COLLECTED DATA -

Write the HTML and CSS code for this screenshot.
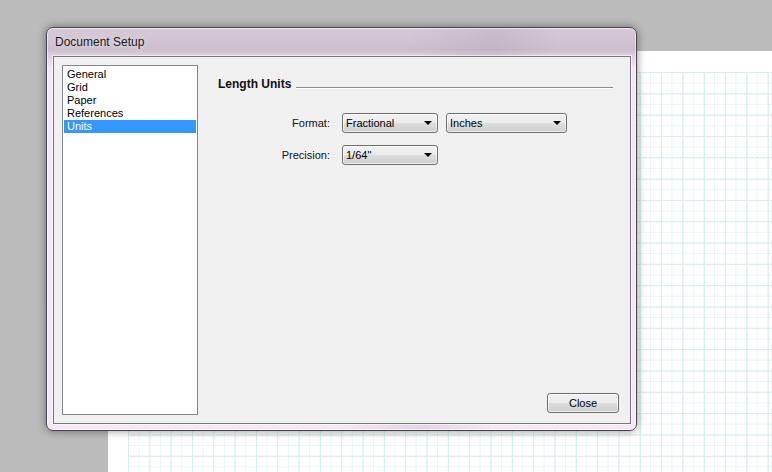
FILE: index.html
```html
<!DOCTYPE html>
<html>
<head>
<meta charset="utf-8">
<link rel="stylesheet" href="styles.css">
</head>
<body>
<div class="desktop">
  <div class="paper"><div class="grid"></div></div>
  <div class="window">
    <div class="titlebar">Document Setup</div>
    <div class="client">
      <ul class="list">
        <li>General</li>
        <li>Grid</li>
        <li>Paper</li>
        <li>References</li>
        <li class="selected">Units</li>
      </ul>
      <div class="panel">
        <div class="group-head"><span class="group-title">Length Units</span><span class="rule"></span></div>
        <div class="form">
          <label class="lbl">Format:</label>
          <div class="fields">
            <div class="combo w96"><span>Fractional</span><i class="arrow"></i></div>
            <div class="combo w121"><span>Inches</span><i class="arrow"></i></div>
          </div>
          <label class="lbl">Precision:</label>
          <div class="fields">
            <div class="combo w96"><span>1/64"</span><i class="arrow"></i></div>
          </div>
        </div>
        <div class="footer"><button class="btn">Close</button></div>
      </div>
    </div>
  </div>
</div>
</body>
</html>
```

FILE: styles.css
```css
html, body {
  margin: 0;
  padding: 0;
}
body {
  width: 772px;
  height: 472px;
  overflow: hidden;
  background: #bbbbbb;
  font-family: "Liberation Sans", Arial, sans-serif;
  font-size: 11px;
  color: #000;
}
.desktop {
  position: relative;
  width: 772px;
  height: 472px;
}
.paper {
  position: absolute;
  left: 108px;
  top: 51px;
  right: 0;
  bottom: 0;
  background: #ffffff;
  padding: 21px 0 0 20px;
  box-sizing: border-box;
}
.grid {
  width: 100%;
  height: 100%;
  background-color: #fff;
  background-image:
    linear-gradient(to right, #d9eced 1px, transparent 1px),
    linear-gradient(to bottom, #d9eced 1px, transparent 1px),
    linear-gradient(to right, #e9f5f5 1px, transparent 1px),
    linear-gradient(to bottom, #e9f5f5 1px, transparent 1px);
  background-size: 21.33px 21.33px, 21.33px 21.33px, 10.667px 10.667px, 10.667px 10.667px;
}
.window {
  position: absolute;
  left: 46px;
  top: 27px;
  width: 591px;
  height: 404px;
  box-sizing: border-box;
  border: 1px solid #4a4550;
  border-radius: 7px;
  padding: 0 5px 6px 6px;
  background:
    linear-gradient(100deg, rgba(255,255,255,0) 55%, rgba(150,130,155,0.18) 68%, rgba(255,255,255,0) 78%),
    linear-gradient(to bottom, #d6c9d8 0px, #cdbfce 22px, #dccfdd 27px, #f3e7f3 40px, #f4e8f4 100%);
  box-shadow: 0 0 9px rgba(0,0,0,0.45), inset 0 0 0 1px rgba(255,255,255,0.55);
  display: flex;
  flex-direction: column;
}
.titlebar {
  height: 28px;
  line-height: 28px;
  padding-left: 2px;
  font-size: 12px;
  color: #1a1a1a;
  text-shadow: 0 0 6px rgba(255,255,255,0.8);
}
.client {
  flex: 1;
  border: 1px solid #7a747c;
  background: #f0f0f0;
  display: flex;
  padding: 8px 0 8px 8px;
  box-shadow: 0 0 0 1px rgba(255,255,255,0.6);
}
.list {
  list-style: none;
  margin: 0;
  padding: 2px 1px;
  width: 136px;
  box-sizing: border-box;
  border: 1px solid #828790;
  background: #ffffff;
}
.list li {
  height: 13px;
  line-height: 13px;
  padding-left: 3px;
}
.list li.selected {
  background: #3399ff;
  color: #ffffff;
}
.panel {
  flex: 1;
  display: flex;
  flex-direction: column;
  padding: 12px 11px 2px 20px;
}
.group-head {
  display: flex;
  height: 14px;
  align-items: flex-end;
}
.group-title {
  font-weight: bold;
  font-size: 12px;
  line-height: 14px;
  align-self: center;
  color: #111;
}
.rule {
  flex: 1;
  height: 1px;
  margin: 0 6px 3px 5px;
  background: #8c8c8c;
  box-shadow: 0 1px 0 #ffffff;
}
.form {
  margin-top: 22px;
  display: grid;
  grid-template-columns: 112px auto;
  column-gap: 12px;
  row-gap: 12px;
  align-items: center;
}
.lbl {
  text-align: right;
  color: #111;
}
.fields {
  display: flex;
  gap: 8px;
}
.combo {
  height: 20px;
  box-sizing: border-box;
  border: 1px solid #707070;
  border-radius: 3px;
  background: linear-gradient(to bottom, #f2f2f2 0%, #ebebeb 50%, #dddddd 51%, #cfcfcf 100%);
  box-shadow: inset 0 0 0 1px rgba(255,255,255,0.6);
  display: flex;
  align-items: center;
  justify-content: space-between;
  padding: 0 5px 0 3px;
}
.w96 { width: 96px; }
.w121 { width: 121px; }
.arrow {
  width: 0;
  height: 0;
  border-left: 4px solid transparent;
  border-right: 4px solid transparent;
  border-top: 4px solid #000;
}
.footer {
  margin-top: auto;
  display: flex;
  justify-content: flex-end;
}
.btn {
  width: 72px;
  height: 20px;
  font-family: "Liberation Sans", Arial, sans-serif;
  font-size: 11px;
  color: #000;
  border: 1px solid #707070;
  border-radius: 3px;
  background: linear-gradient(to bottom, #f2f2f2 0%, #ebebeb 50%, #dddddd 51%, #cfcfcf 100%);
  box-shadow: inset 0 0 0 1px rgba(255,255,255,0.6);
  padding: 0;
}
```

PROBLEM TO SOLVE - Repeat all of the data above word for word, minus the pictures.

SOLUTION FOR THIS TASK -
Write the HTML and CSS code for this screenshot.
FILE: index.html
```html
<!DOCTYPE html>
<html>
<head>
<meta charset="utf-8">
<link rel="stylesheet" href="styles.css">
</head>
<body>
<div class="desktop">
  <div class="paper"><div class="grid"></div></div>
  <div class="window">
    <div class="titlebar">Document Setup</div>
    <div class="client">
      <ul class="list">
        <li>General</li>
        <li>Grid</li>
        <li>Paper</li>
        <li>References</li>
        <li class="selected">Units</li>
      </ul>
      <div class="panel">
        <div class="group-head"><span class="group-title">Length Units</span><span class="rule"></span></div>
        <div class="form">
          <label class="lbl">Format:</label>
          <div class="fields">
            <div class="combo w96"><span>Fractional</span><i class="arrow"></i></div>
            <div class="combo w121"><span>Inches</span><i class="arrow"></i></div>
          </div>
          <label class="lbl">Precision:</label>
          <div class="fields">
            <div class="combo w96"><span>1/64"</span><i class="arrow"></i></div>
          </div>
        </div>
        <div class="footer"><button class="btn">Close</button></div>
      </div>
    </div>
  </div>
</div>
</body>
</html>
```

FILE: styles.css
```css
html, body {
  margin: 0;
  padding: 0;
}
body {
  width: 772px;
  height: 472px;
  overflow: hidden;
  background: #bbbbbb;
  font-family: "Liberation Sans", Arial, sans-serif;
  font-size: 11px;
  color: #000;
}
.desktop {
  position: relative;
  width: 772px;
  height: 472px;
}
.paper {
  position: absolute;
  left: 108px;
  top: 51px;
  right: 0;
  bottom: 0;
  background: #ffffff;
  padding: 21px 0 0 20px;
  box-sizing: border-box;
}
.grid {
  width: 100%;
  height: 100%;
  background-color: #fff;
  background-image:
    linear-gradient(to right, #d9eced 1px, transparent 1px),
    linear-gradient(to bottom, #d9eced 1px, transparent 1px),
    linear-gradient(to right, #e9f5f5 1px, transparent 1px),
    linear-gradient(to bottom, #e9f5f5 1px, transparent 1px);
  background-size: 21.33px 21.33px, 21.33px 21.33px, 10.667px 10.667px, 10.667px 10.667px;
}
.window {
  position: absolute;
  left: 46px;
  top: 27px;
  width: 591px;
  height: 404px;
  box-sizing: border-box;
  border: 1px solid #4a4550;
  border-radius: 7px;
  padding: 0 5px 6px 6px;
  background:
    linear-gradient(100deg, rgba(255,255,255,0) 55%, rgba(150,130,155,0.18) 68%, rgba(255,255,255,0) 78%),
    linear-gradient(to bottom, #d6c9d8 0px, #cdbfce 22px, #dccfdd 27px, #f3e7f3 40px, #f4e8f4 100%);
  box-shadow: 0 0 9px rgba(0,0,0,0.45), inset 0 0 0 1px rgba(255,255,255,0.55);
  display: flex;
  flex-direction: column;
}
.titlebar {
  height: 28px;
  line-height: 28px;
  padding-left: 2px;
  font-size: 12px;
  color: #1a1a1a;
  text-shadow: 0 0 6px rgba(255,255,255,0.8);
}
.client {
  flex: 1;
  border: 1px solid #7a747c;
  background: #f0f0f0;
  display: flex;
  padding: 8px 0 8px 8px;
  box-shadow: 0 0 0 1px rgba(255,255,255,0.6);
}
.list {
  list-style: none;
  margin: 0;
  padding: 2px 1px;
  width: 136px;
  box-sizing: border-box;
  border: 1px solid #828790;
  background: #ffffff;
}
.list li {
  height: 13px;
  line-height: 13px;
  padding-left: 3px;
}
.list li.selected {
  background: #3399ff;
  color: #ffffff;
}
.panel {
  flex: 1;
  display: flex;
  flex-direction: column;
  padding: 12px 11px 2px 20px;
}
.group-head {
  display: flex;
  height: 14px;
  align-items: flex-end;
}
.group-title {
  font-weight: bold;
  font-size: 12px;
  line-height: 14px;
  align-self: center;
  color: #111;
}
.rule {
  flex: 1;
  height: 1px;
  margin: 0 6px 3px 5px;
  background: #8c8c8c;
  box-shadow: 0 1px 0 #ffffff;
}
.form {
  margin-top: 22px;
  display: grid;
  grid-template-columns: 112px auto;
  column-gap: 12px;
  row-gap: 12px;
  align-items: center;
}
.lbl {
  text-align: right;
  color: #111;
}
.fields {
  display: flex;
  gap: 8px;
}
.combo {
  height: 20px;
  box-sizing: border-box;
  border: 1px solid #707070;
  border-radius: 3px;
  background: linear-gradient(to bottom, #f2f2f2 0%, #ebebeb 50%, #dddddd 51%, #cfcfcf 100%);
  box-shadow: inset 0 0 0 1px rgba(255,255,255,0.6);
  display: flex;
  align-items: center;
  justify-content: space-between;
  padding: 0 5px 0 3px;
}
.w96 { width: 96px; }
.w121 { width: 121px; }
.arrow {
  width: 0;
  height: 0;
  border-left: 4px solid transparent;
  border-right: 4px solid transparent;
  border-top: 4px solid #000;
}
.footer {
  margin-top: auto;
  display: flex;
  justify-content: flex-end;
}
.btn {
  width: 72px;
  height: 20px;
  font-family: "Liberation Sans", Arial, sans-serif;
  font-size: 11px;
  color: #000;
  border: 1px solid #707070;
  border-radius: 3px;
  background: linear-gradient(to bottom, #f2f2f2 0%, #ebebeb 50%, #dddddd 51%, #cfcfcf 100%);
  box-shadow: inset 0 0 0 1px rgba(255,255,255,0.6);
  padding: 0;
}
```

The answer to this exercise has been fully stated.